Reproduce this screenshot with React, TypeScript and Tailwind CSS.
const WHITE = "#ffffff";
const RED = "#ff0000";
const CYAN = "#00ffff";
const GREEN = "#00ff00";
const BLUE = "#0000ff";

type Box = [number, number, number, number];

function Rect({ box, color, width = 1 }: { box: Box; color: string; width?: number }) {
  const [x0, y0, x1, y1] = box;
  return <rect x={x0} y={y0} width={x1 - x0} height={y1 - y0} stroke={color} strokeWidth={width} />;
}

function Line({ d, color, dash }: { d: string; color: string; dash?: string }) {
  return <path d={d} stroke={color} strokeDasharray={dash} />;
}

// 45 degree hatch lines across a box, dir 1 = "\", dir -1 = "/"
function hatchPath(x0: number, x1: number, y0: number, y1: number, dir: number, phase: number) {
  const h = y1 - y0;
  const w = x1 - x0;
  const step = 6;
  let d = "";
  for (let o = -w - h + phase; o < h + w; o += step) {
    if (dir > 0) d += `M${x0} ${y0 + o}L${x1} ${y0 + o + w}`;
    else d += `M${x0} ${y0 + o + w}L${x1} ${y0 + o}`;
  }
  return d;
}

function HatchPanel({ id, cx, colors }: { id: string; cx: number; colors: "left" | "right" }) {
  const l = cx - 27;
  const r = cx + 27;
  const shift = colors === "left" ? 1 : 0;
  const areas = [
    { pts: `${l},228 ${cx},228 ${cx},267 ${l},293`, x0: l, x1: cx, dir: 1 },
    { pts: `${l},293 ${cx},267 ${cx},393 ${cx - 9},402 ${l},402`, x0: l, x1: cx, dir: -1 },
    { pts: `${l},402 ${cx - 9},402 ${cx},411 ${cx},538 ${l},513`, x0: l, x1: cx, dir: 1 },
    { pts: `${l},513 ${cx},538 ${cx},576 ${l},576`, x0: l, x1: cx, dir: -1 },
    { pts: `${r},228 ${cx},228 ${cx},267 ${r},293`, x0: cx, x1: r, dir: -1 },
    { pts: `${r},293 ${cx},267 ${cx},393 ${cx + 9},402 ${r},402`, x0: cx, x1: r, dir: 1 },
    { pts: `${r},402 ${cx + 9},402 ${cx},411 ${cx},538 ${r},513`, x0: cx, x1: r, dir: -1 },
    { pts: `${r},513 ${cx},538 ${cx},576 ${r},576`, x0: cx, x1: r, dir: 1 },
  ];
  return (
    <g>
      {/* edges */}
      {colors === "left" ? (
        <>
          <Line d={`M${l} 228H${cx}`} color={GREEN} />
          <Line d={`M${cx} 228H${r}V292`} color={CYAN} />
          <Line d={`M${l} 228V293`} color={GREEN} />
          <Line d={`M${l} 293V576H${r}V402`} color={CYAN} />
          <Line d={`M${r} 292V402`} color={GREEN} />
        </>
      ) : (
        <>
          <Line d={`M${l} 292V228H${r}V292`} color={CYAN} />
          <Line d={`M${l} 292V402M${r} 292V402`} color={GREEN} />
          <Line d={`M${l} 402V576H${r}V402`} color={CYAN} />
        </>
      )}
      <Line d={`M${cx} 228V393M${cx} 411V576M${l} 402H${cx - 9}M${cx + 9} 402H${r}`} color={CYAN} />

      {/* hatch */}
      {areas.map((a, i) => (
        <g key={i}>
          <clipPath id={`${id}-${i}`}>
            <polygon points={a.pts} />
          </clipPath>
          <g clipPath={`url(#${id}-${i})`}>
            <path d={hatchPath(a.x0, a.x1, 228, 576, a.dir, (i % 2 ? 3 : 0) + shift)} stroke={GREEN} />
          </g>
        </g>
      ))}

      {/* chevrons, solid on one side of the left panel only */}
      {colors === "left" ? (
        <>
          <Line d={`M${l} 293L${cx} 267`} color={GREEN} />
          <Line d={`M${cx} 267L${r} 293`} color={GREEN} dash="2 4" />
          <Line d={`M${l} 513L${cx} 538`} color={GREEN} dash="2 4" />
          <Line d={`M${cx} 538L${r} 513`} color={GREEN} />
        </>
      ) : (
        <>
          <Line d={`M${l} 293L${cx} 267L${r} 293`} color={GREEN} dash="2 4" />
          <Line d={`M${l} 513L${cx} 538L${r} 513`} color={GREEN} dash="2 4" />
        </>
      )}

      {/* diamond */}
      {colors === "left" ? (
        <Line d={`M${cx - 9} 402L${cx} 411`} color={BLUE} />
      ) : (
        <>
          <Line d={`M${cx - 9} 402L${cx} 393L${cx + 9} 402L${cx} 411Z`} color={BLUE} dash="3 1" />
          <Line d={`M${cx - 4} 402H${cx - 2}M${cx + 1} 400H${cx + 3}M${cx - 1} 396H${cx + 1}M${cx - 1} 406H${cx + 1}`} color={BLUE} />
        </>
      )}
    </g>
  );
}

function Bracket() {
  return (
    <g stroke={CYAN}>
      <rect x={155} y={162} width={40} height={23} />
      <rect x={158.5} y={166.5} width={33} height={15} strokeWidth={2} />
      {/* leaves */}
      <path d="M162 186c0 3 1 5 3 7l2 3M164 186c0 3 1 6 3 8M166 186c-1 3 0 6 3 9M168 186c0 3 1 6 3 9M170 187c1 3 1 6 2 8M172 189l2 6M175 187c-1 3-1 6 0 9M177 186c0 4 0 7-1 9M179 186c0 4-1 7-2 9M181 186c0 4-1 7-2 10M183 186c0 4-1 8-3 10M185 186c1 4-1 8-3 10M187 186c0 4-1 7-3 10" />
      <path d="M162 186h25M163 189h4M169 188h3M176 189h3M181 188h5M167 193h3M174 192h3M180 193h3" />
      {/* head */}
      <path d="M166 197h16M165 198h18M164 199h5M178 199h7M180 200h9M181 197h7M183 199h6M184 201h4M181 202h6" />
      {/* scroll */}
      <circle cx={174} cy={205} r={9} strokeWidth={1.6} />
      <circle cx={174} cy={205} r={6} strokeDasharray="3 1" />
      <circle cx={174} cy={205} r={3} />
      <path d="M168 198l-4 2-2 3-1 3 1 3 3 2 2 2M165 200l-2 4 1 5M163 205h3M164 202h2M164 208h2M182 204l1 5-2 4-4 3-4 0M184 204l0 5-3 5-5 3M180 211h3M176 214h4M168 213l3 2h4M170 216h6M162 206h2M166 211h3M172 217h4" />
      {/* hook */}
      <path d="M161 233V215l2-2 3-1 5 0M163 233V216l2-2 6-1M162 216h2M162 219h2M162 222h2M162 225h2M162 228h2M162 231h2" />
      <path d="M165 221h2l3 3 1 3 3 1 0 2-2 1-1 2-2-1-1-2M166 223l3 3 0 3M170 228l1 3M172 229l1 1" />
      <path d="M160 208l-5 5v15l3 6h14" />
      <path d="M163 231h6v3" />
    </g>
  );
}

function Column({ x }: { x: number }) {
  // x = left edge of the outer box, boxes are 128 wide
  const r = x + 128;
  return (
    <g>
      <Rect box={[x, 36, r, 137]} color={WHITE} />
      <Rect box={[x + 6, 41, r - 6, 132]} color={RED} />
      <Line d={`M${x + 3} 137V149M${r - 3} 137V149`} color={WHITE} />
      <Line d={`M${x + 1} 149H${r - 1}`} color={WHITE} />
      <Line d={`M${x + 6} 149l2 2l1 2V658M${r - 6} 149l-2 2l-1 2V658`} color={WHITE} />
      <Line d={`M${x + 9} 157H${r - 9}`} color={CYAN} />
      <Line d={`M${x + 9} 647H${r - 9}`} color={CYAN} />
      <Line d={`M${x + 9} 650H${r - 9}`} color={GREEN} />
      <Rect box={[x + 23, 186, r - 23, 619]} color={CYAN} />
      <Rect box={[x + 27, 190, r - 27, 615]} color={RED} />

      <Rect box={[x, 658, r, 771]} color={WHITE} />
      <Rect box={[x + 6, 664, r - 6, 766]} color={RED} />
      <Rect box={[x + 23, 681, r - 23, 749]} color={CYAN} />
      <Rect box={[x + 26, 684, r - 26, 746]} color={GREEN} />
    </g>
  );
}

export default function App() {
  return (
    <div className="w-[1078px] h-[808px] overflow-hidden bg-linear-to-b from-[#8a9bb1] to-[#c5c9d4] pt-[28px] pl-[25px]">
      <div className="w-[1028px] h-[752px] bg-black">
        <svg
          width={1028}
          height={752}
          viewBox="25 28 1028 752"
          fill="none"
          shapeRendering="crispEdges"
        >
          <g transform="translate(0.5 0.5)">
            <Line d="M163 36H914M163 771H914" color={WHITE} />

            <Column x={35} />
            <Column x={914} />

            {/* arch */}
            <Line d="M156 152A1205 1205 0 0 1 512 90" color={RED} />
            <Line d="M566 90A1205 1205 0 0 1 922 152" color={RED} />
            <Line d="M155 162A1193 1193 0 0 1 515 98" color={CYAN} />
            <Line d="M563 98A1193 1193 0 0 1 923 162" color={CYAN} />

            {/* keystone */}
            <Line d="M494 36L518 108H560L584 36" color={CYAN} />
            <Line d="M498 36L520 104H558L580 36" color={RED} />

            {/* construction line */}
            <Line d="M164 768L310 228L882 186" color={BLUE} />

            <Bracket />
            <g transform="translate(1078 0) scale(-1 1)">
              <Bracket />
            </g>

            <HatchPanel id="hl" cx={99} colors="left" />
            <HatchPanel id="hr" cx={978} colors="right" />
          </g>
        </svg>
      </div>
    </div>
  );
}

•••••

[INSTRUCTIONS TO FOLLOW]: Reproduce only the lines from the top of the material through the one bearing "type Box = [number, number, number, number];", each exactly as it stands.

[REPLY]:
Reproduce this screenshot with React, TypeScript and Tailwind CSS.
const WHITE = "#ffffff";
const RED = "#ff0000";
const CYAN = "#00ffff";
const GREEN = "#00ff00";
const BLUE = "#0000ff";

type Box = [number, number, number, number];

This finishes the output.